Theopompus the Chian says, that the vine is found at Olympia, near the Alpheus; and that there is a place about eight furlongs from Elis where the natives at the time of the Dionysian games close up three empty brazen vessels, and seal them in the presence of all the people round about; and at a subsequent time they open them and find them full of wine. But Hellanicus says, that the vine was first discovered in Plinthina, a city of Egypt; on which account Dion, the academic philosopher, calls the Egyptians fond of wine and fond of drinking: and also, that as subsidiary to wine, in the case of those who, on account of their poverty, could not get wine, there was introduced a custom of drinking beer made of barley; and moreover, that those who drank this beer were so pleased with it that they sung and danced, and did everything like men drunk with wine. Now Aristotle says, that men who are drunk with wine show it in their faces; but that those who have drunk too much beer fall back and go to sleep; for wine is stimulating, but beer has a tendency to stupefy.

Now that the Egyptians really are fond of wine this is a proof, that they are the only people among whom it is a custom at their feasts to eat boiled cabbages before all the rest of their food; and even to this very time they do so. And many people add cabbage seed to potions which they prepare as preventives against drunkenness. And wherever a vineyard has cabbages growing in it, there the wine is weaker. On which account the citizens of Sybaris also, as Timmeus says, used to eat cabbages before drinking. And so Alexis says—

  1. Last evening you were drinking deep,
  2. So now your head aches. Go to sleep;
  3. Take some boil'd cabbage when you wake;
  4. And there's an end of your headache.

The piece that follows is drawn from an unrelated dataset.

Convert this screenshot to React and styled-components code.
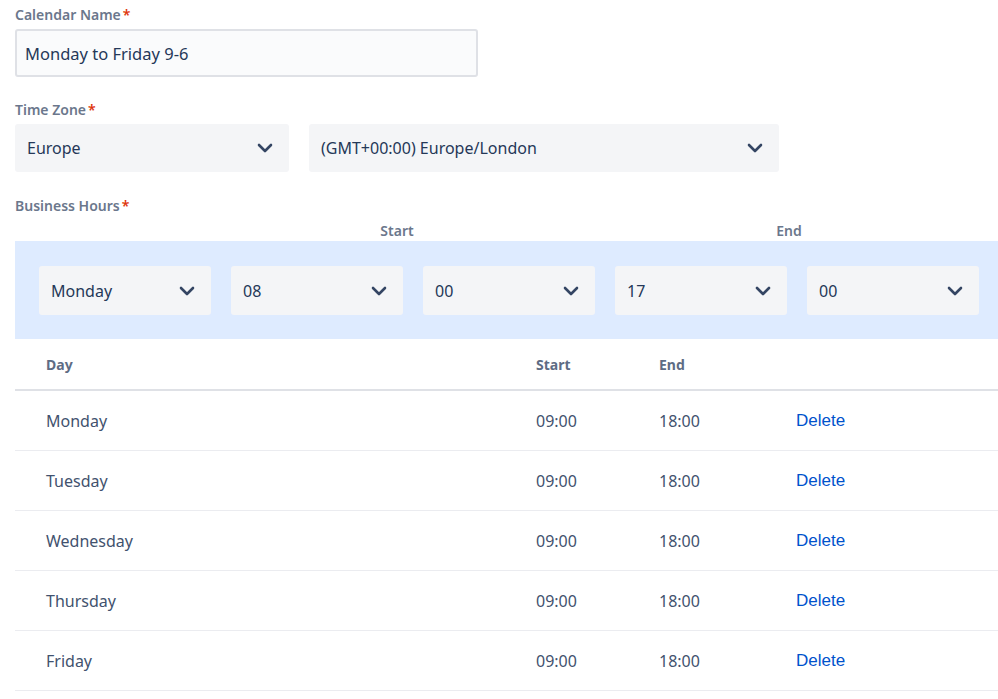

And Eubulus says, somewhere or other—
  1. Wife, quick! some cabbage boil, of virtues healing,
  2. That I may rid me of this seedy feeling.
v.1.p.57
For the ancients used to call cabbage ῥάφανος. And so Apollodorus of Carystus expressly says—
  1. We call it ῥάφανος, and strangers κράμβη;
  2. But sure to women they must both the same be.
And Anaxandrides says—
  1. If you butter and cabbage eat,
  2. All distempers you will beat,
  3. Driving off all headaches horrid,
  4. And clouds which hover round your forehead.
And Nicochares says—
  1. Instead of cabbage, acorns boil to-morrow,
  2. Which equally rid you of all your sorrow.
And Amphis tells us—
  1. When one's been drunk, the best relief I know
  2. Is stern misfortune's unexpected blow;
  3. For that at once all languor will dispel,
  4. As sure as cabbage.
And Theophrastus also speaks of the effect which the cabbage produces, saying that the vine as long as it lives always turns away from the smell of cabbage.